A family has two children. You know that one of the two children is a girl. What is the probability that the other child is a girl as well? A classical problem for a probability course exam. Unfortunately, the problem is undefined, because the problem can be intrepid in multiple ways which lead to different results.

Let $G$ be the case that we know that one of the children is a girl. Let $GG$ be the case that both children in the family are a girl. By Bayes rule

$$

P(GG|G) = \frac{P(G|GG) P(GG)}{P(G)} = \frac{1 \times 1/4}{3/4} = \frac{1}{3}.

$$

Because $P(G|GG) = 1$, $P(GG) = 1/4$, and $P(G) = 1/2$. Assuming that the ratio boy girl is exactly fifty/fifty.

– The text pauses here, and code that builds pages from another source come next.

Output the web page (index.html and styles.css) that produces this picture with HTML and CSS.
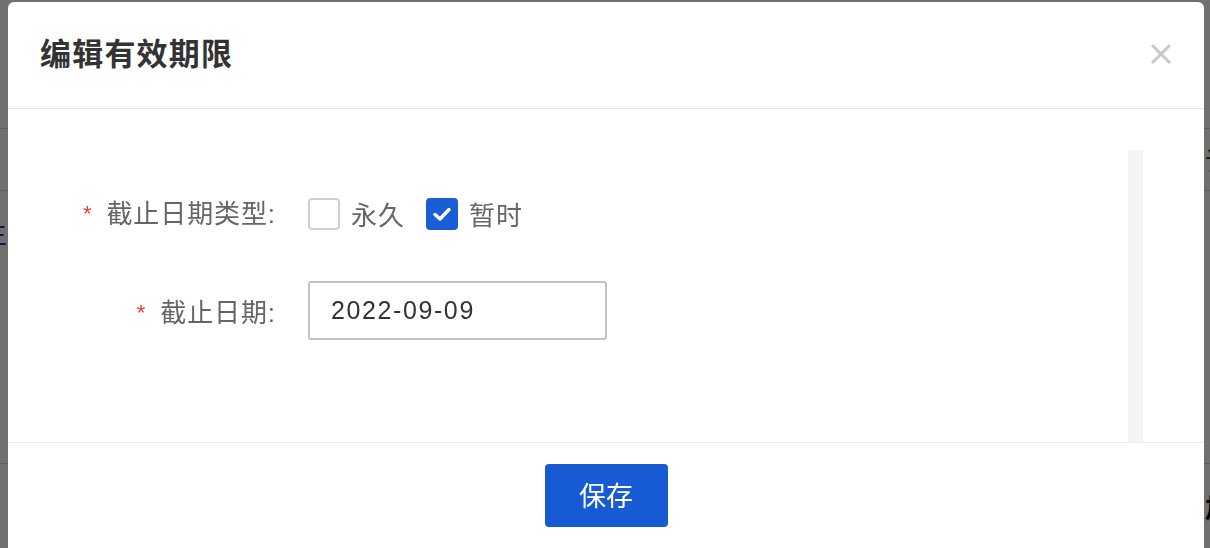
FILE: index.html
```html
<!DOCTYPE html>
<html lang="zh-CN">
<head>
<meta charset="utf-8">
<title>编辑有效期限</title>
<link rel="stylesheet" href="styles.css">
</head>
<body>
<div class="page">
  <div class="page-row r1"></div>
  <div class="page-row r2"><span class="peek-left"></span><span class="peek-right">订</span></div>
  <div class="page-row r3"><span class="peek-left blue">生</span><span class="peek-right"></span></div>
  <div class="page-row r4"></div>
  <div class="page-row r5"><span class="peek-left"></span><span class="peek-right bold">加</span></div>
</div>
<div class="overlay"></div>
<div class="modal">
  <div class="modal-header">
    <h1 class="modal-title">编辑有效期限</h1>
    <span class="close" aria-label="关闭">
      <svg width="22" height="22" viewBox="0 0 22 22"><path d="M2 2L20 20M20 2L2 20" stroke="#c9c9c9" stroke-width="3" fill="none"/></svg>
    </span>
  </div>
  <div class="modal-body">
    <div class="form">
      <div class="form-row row-type">
        <label class="form-label"><span class="req">*</span>截止日期类型:</label>
        <div class="form-control">
          <span class="check"><span class="box"></span><span class="check-text">永久</span></span>
          <span class="check checked"><span class="box"><svg width="24" height="24" viewBox="0 0 24 24"><path d="M5 12.5L10 17L19 7.5" stroke="#fff" stroke-width="3.4" fill="none" stroke-linecap="round" stroke-linejoin="round"/></svg></span><span class="check-text">暂时</span></span>
        </div>
      </div>
      <div class="form-row row-date">
        <label class="form-label"><span class="req">*</span>截止日期:</label>
        <div class="form-control">
          <div class="input">2022-09-09</div>
        </div>
      </div>
    </div>
    <div class="track"></div>
  </div>
  <div class="modal-footer">
    <button class="btn-primary">保存</button>
  </div>
</div>
</body>
</html>
```

FILE: styles.css
```css
html, body {
  margin: 0;
  padding: 0;
  height: 548px;
  overflow: hidden;
}
body {
  font-family: "Liberation Sans", "Noto Sans CJK SC", sans-serif;
  background: #fff;
}
.page {
  display: flex;
  flex-direction: column;
  overflow: hidden;
  width: 1210px;
}
.page-row {
  display: flex;
  justify-content: space-between;
  align-items: center;
  border-bottom: 1px solid #d8d8d8;
  font-size: 26px;
  color: #222;
}
.r1 { height: 128px; }
.r2 { height: 61px; }
.r3 { height: 80px; border-bottom: none; }
.r4 { height: 192px; }
.r5 { height: 85px; border-bottom: none; }
.peek-left { margin-left: -19px; width: 26px; }
.peek-right { margin-right: -21px; width: 26px; }
.blue { color: #1d3f8f; }
.bold { font-weight: 700; color: #000; }
.overlay {
  position: fixed;
  inset: 0;
  background: rgba(0, 0, 0, 0.56);
}
.modal {
  position: absolute;
  top: 2px;
  left: 8px;
  width: 1196px;
  height: 620px;
  background: #fff;
  border-radius: 6px;
  display: flex;
  flex-direction: column;
}
.modal-header {
  height: 107px;
  flex: none;
  box-sizing: border-box;
  border-bottom: 1px solid #e5e5e5;
  display: flex;
  align-items: center;
  justify-content: space-between;
  padding: 0 32px 0 32px;
}
.modal-title {
  margin: 0;
  font-size: 31px;
  font-weight: 700;
  color: #333;
  letter-spacing: 1.2px;
  line-height: 1;
  padding-bottom: 2px;
}
.close {
  display: flex;
  width: 22px;
  height: 22px;
  margin-bottom: 2px;
}
.modal-body {
  height: 334px;
  flex: none;
  box-sizing: border-box;
  padding: 41px 61px 0 0;
  display: flex;
  border-bottom: 1px solid #ebebeb;
}
.form {
  flex: 1;
  padding-top: 34px;
  display: flex;
  flex-direction: column;
  gap: 37px;
}
.form-row {
  display: flex;
  align-items: center;
}
.row-type { height: 60px; }
.form-label {
  width: 268px;
  margin-right: 32px;
  text-align: right;
  font-size: 26px;
  color: #666;
  letter-spacing: 0.9px;
  white-space: nowrap;
}
.row-type .form-label { padding-bottom: 6px; }
.req {
  color: #f03a3a;
  margin-right: 14px;
  font-size: 22px;
  position: relative;
  top: -2px;
}
.form-control {
  display: flex;
  align-items: center;
}
.check {
  display: flex;
  align-items: center;
  margin-right: 21px;
}
.box {
  width: 32px;
  height: 32px;
  box-sizing: border-box;
  border: 2px solid #cfcfcf;
  border-radius: 4px;
  display: flex;
  align-items: center;
  justify-content: center;
}
.checked .box {
  background: #1a5dd5;
  border-color: #1a5dd5;
}
.check-text {
  margin-left: 11px;
  font-size: 26px;
  letter-spacing: 1px;
  color: #666;
  padding-bottom: 2px;
}
.input {
  width: 299px;
  height: 59px;
  box-sizing: border-box;
  border: 2px solid #c3c3c3;
  border-radius: 3px;
  padding-left: 21px;
  display: flex;
  align-items: center;
  font-size: 25px;
  letter-spacing: 1.6px;
  color: #333;
}
.track {
  width: 15px;
  background: #f4f4f4;
}
.modal-footer {
  display: flex;
  justify-content: center;
  padding-top: 21px;
}
.btn-primary {
  width: 123px;
  height: 63px;
  border: none;
  border-radius: 4px;
  background: #165bd4;
  color: #fff;
  font-family: "Noto Sans CJK SC", sans-serif;
  font-size: 27px;
  padding: 0 0 3px 0;
}
```
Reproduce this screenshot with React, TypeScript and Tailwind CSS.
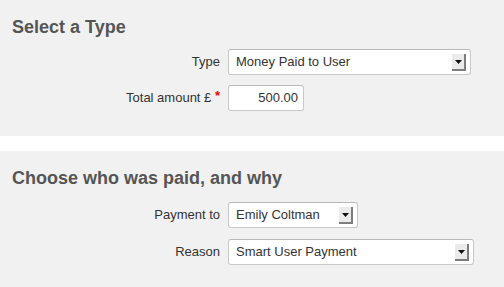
const font = { fontFamily: '"Liberation Sans", Arial, Helvetica, sans-serif' }

function DropButton() {
  return (
    <div className="mb-[3px] flex h-[17px] w-[14px] shrink-0 items-center justify-center border-r-2 border-b-2 border-r-[#7d7d7d] border-b-[#7d7d7d] bg-[#ebebeb]">
      <svg width="7" height="4" viewBox="0 0 7 4">
        <path d="M0 0h7L3.5 4z" fill="#111" />
      </svg>
    </div>
  )
}

function FakeSelect({ value, width }: { value: string; width: string }) {
  return (
    <div
      className={`flex h-[26px] items-stretch rounded-[3px] border border-[#c9c9c9] border-t-[#b9b9b9] bg-white pr-[4px] ${width}`}
    >
      <span className="flex flex-1 items-center pl-[7px] text-[13px] text-[#333]">{value}</span>
      <div className="flex items-end">
        <DropButton />
      </div>
    </div>
  )
}

function Row({ label, children }: { label: React.ReactNode; children: React.ReactNode }) {
  return (
    <div className="flex items-center">
      <div className="w-[221px] pr-[1px] text-right text-[13px] text-[#333]">{label}</div>
      <div className="pl-[7px]">{children}</div>
    </div>
  )
}

export default function App() {
  return (
    <div className="flex min-h-screen flex-col bg-white" style={font}>
      <section className="h-[136px] bg-[#f1f1f1] pt-[17px]">
        <h2 className="pl-[12px] text-[18px] leading-[20px] font-bold text-[#555]">Select a Type</h2>
        <div className="mt-[12px] flex flex-col gap-[10px]">
          <Row label="Type">
            <FakeSelect value="Money Paid to User" width="w-[243px]" />
          </Row>
          <Row
            label={
              <>
                Total amount £ <span className="relative -top-[2px] font-bold text-[#e00]">*</span>
              </>
            }
          >
            <div className="flex h-[26px] w-[76px] items-center justify-end rounded-[3px] border border-[#c9c9c9] border-t-[#b9b9b9] bg-white pr-[5px] text-[13px] text-[#333]">
              500.00
            </div>
          </Row>
        </div>
      </section>
      <div className="h-[15px]" />
      <section className="flex-1 bg-[#f1f1f1] pt-[17px]">
        <h2 className="pl-[12px] text-[18px] leading-[20px] font-bold text-[#555]">
          Choose who was paid, and why
        </h2>
        <div className="mt-[14px] flex flex-col gap-[11px]">
          <Row label="Payment to">
            <FakeSelect value="Emily Coltman" width="w-[130px]" />
          </Row>
          <Row label="Reason">
            <FakeSelect value="Smart User Payment" width="w-[246px]" />
          </Row>
        </div>
      </section>
    </div>
  )
}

Let’s go back to the child of which we know that she’s a girl. She must have a name (we assume that every child has a name). Let her name be $N$ and let $G_N$ be the case that a girl is named $N$. The probability that a girl is called $N$ is set to be $P(G_N) = p$. $p$ is close to zero but not equal to zero, because there are many girl names and none of these names are used too often. Note that if a family has two girls the chance that at least one of the girls is called $N$ is

$$

P(G_N|GG) = 1 – P(\textrm{not }G_N|GG) = 1 – (1 – p)(1 – p) = 2p – p^2.

$$

By Bayes rule

$$

P(GG|G) = P(GG|G_N) = \frac{P(G_N|GG) P(GG)}{P(G_N)} = \frac{(2p – p^2) \times 1/4}{p} = \frac{1}{4} (2 – p).

$$

Because $p$ positive but close to zero we find that $P(GG|G) \approx \frac{1}{2}$. A different results than the result in the previous paragraph.